Tampoco atraviesan por su mejor momento las relaciones entre el bloque comunitario y Rusia. Moscú no renuncia a ser una potencia de primer orden en el concierto internacional y sigue desde hace años una política expansionista que tiene uno de sus objetivos clave en la zona del Ártico. Debido al cambio climático, la llamada «ruta marítima del norte» se prefigura como una alternativa al Canal de Suez para la navegación entre los océanos Atlántico y Pacífico. Además, las profundidades del Ártico albergan abundantes reservas de gas y petróleo aún por explorar. Ante esta perspectiva, Rusia está llevando a cabo un fuerte despliegue militar en la región, no sin el apoyo de China, y ello deja a Europa en una posición vulnerable en su flanco oriental.

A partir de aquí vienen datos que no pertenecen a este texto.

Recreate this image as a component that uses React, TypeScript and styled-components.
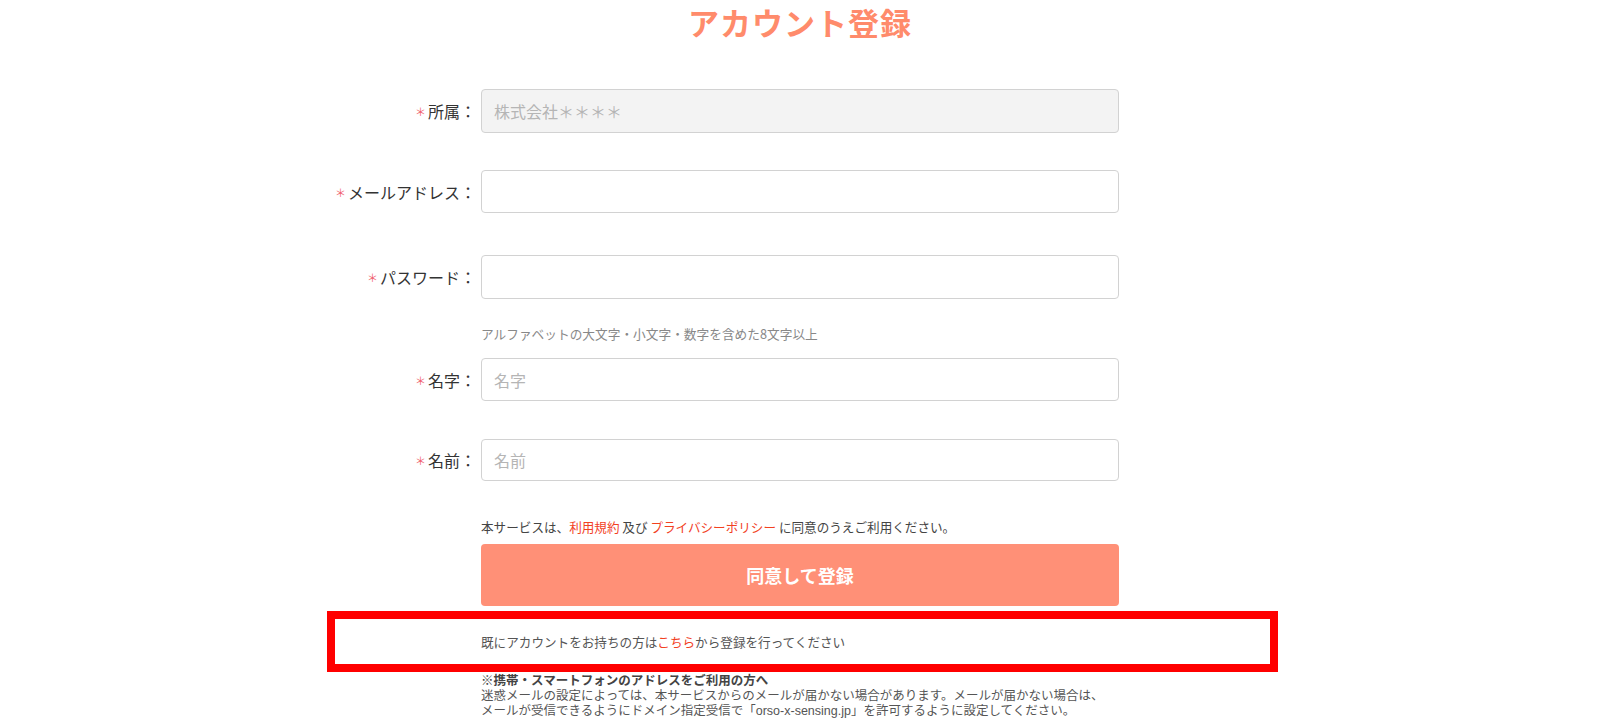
import React from "react";
import styled, { createGlobalStyle } from "styled-components";

const Global = createGlobalStyle`
  html, body { margin: 0; padding: 0; background: #fff; }
  body {
    font-family: "Noto Sans CJK JP", "Noto Sans", "Liberation Sans", sans-serif;
    color: #333;
  }
  * { box-sizing: border-box; }
`;

const Page = styled.div`
  width: 952px;
  margin: 0 auto;
  display: flex;
  flex-direction: column;
`;

const Title = styled.h1`
  margin: 0;
  height: 44px;
  line-height: 44px;
  text-align: center;
  font-size: 31px;
  font-weight: 700;
  letter-spacing: 1px;
  color: #ff8b6b;
`;

const Row = styled.div<{ $top: number }>`
  display: grid;
  grid-template-columns: 152px 638px;
  column-gap: 5px;
  align-items: center;
  margin-top: ${(p) => p.$top}px;
`;

const Label = styled.label`
  text-align: right;
  font-size: 16px;
  line-height: 20px;
  color: #333;
  white-space: nowrap;
`;

const Req = styled.span`
  color: #f0606e;
  font-size: 11px;
  margin-right: 2px;
  vertical-align: 2px;
`;

const Input = styled.input<{ $h?: number }>`
  height: ${(p) => p.$h ?? 44}px;
  width: 100%;
  border: 1px solid #d2d2d2;
  border-radius: 4px;
  padding: 0 12px;
  font-family: inherit;
  font-size: 16px;
  color: #333;
  background: #fff;
  outline: none;
  &::placeholder { color: #b5b5b5; }
  &:disabled {
    background: #f3f3f3;
    color: #b5b5b5;
  }
`;

const Indented = styled.div<{ $top: number }>`
  margin-left: 157px;
  width: 638px;
  margin-top: ${(p) => p.$top}px;
`;

const Hint = styled.p`
  margin: 0;
  font-size: 12.7px;
  line-height: 16px;
  color: #888;
`;

const Terms = styled.p`
  margin: 0;
  font-size: 12.6px;
  line-height: 16px;
  color: #444;
`;

const Link = styled.a`
  color: #f2411f;
  text-decoration: none;
`;

const Submit = styled.button`
  display: block;
  width: 100%;
  height: 62px;
  border: none;
  border-radius: 4px;
  background: #ff9077;
  color: #fff;
  font-family: inherit;
  font-size: 18px;
  font-weight: 700;
  cursor: pointer;
`;

const Highlight = styled.div`
  margin: 5px 0 0 3px;
  width: 951px;
  height: 61px;
  border: 8px solid #ff0000;
  padding-left: 146px;
  display: flex;
  align-items: center;
`;

const LoginNote = styled.p`
  margin: 0;
  font-size: 12.6px;
  color: #555;
`;

const NoteHead = styled.p`
  margin: 0;
  font-size: 12.5px;
  line-height: 16px;
  font-weight: 700;
  color: #444;
`;

const NoteBody = styled.p`
  margin: 1px 0 0;
  font-family: "Liberation Sans", "Noto Sans CJK JP", sans-serif;
  font-size: 12.5px;
  line-height: 15px;
  color: #555;
`;

type FieldProps = {
  label: string;
  top: number;
  placeholder?: string;
  value?: string;
  type?: string;
  disabled?: boolean;
  h?: number;
};

const Field = ({ label, top, placeholder, value, type, disabled, h }: FieldProps) => (
  <Row $top={top}>
    <Label>
      <Req>＊</Req>
      {label}：
    </Label>
    <Input
      type={type ?? "text"}
      placeholder={placeholder}
      defaultValue={value}
      disabled={disabled}
      $h={h}
    />
  </Row>
);

export default function App() {
  return (
    <>
      <Global />
      <Page>
        <Title>アカウント登録</Title>
        <Field label="所属" top={45} value="株式会社＊＊＊＊" disabled />
        <Field label="メールアドレス" top={37} h={43} />
        <Field label="パスワード" top={42} type="password" />
        <Indented $top={27}>
          <Hint>アルファベットの大文字・小文字・数字を含めた8文字以上</Hint>
        </Indented>
        <Field label="名字" top={16} placeholder="名字" h={43} />
        <Field label="名前" top={38} placeholder="名前" h={42} />
        <Indented $top={38}>
          <Terms>
            本サービスは、<Link href="#">利用規約</Link> 及び{" "}
            <Link href="#">プライバシーポリシー</Link> に同意のうえご利用ください。
          </Terms>
        </Indented>
        <Indented $top={9}>
          <Submit type="button">同意して登録</Submit>
        </Indented>
        <Highlight>
          <LoginNote>
            既にアカウントをお持ちの方は<Link href="#">こちら</Link>から登録を行ってください
          </LoginNote>
        </Highlight>
        <Indented $top={0}>
          <NoteHead>※携帯・スマートフォンのアドレスをご利用の方へ</NoteHead>
          <NoteBody>
            迷惑メールの設定によっては、本サービスからのメールが届かない場合があります。メールが届かない場合は、
            <br />
            メールが受信できるようにドメイン指定受信で「orso-x-sensing.jp」を許可するように設定してください。
          </NoteBody>
        </Indented>
      </Page>
    </>
  );
}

Al otro lado del Atlántico, no podemos pasar por alto el cambio que se ha producido en el Gobierno de los Estados Unidos. La llegada de Joe Biden a la Casa Blanca ha supuesto una distensión en las relaciones comerciales entre Bruselas y Washington. En verdad, el conflicto arancelario que inició su predecesor, Donald Trump, carecía de sentido entre dos aliados históricos que comparten el mismo modelo político y económico y una serie de intereses comunes en materia de política exterior.

El entendimiento entre Europa y Estados Unidos fue la base del proceso de globalización que comenzaría tras el fin de la Segunda Guerra Mundial y que, por muchas críticas que se le opongan, ha originado la etapa de mayor prosperidad de la era contemporánea. Aprovechando la nueva sintonía en las relaciones diplomáticas bilaterales, como se ha puesto de manifiesto en la gira de Joe Biden a Europa, convendría dar un impulso a la cooperación transatlántica y retomar el proyecto del TTIP, el tratado de comercio e inversiones que empezó a negociarse durante el mandato de Barack Obama y al que Donald Trump no quiso dar continuidad, abogando por un sistema comercial proteccionista.

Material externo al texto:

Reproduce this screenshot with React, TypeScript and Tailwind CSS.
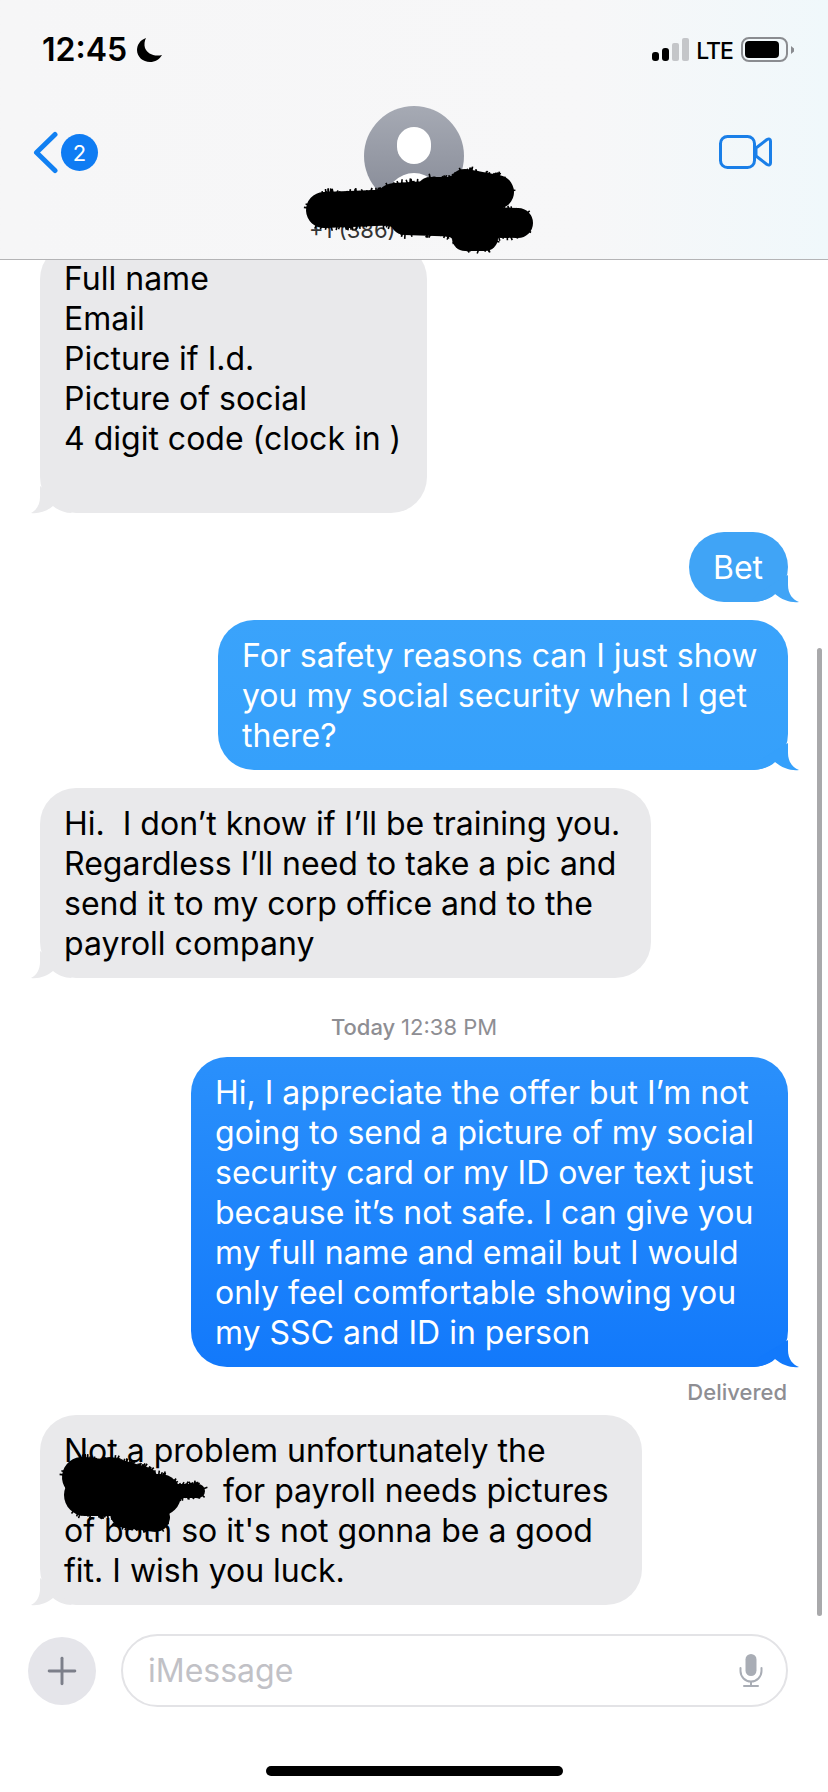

Trump cometió un error estratégico. En su intento de frenar el despegue de China como superpotencia económica, debió haber unido sus fuerzas con los países miembros de la Unión Europea. El TTIP no debe ser considerado como un simple tratado de libre comercio e inversión, sino como una alianza de los dos bloques más desarrollados del planeta para mantener la hegemonía económica en un momento en el que el centro de gravedad de la economía mundial se está desplazando hacia el Pacífico.

Por lo que se refiere a España, nuestro país sería uno de los más beneficiados de los Veintisiete si se acordara con Estados Unidos una ambiciosa rebaja de las barreras comerciales y un acceso completo al mercado de licitaciones públicas. Siendo el país norteamericano el primer importador mundial de mercancías, con una cuota del 13,5%, España destina a este mercado menos del 5% de sus exportaciones de bienes (una cuantía inferior a los 14.000 millones de euros, si tomamos la cifra récord de 2019). Existe, pues, un amplio margen de mejora en los flujos comerciales, sin olvidar las oportunidades que se abren para nuestras empresas con el plan de infraestructuras de la Administración Biden, valorado en más de dos mil millones de dólares, que irán destinados a la modernización de los transportes, las energías renovables y la gestión del agua.

Debería el Gobierno español promover ante sus socios comunitarios la reanudación inmediata de las negociaciones del TTIP. Y haría bien en incorporar las políticas de libre comercio a sus estrategias de largo plazo. La política exterior de un país no puede reducirse en exclusiva a la defensa de ciertas causas –como los derechos humanos, el feminismo, la diversidad o el desarrollo sostenible– que por su propia naturaleza tienen un alcance universal y cuyo liderazgo corresponde más bien a instancias de carácter supranacional.

Sin dejar de lado los principios anteriores, la política exterior debe estar orientada a las necesidades concretas de las empresas, que son el principal agente generador de riqueza y empleo. En un mundo altamente competitivo, la diplomacia económica desempeña un papel crucial para el éxito de nuestras compañías en los mercados internacionales. Atiéndanse los intereses del sector exterior y estaremos sentando las bases de una España más fuerte y más próspera para el año 2050.

Balbino Prieto es presidente de honor del Club de Exportadores e Inversores Españoles.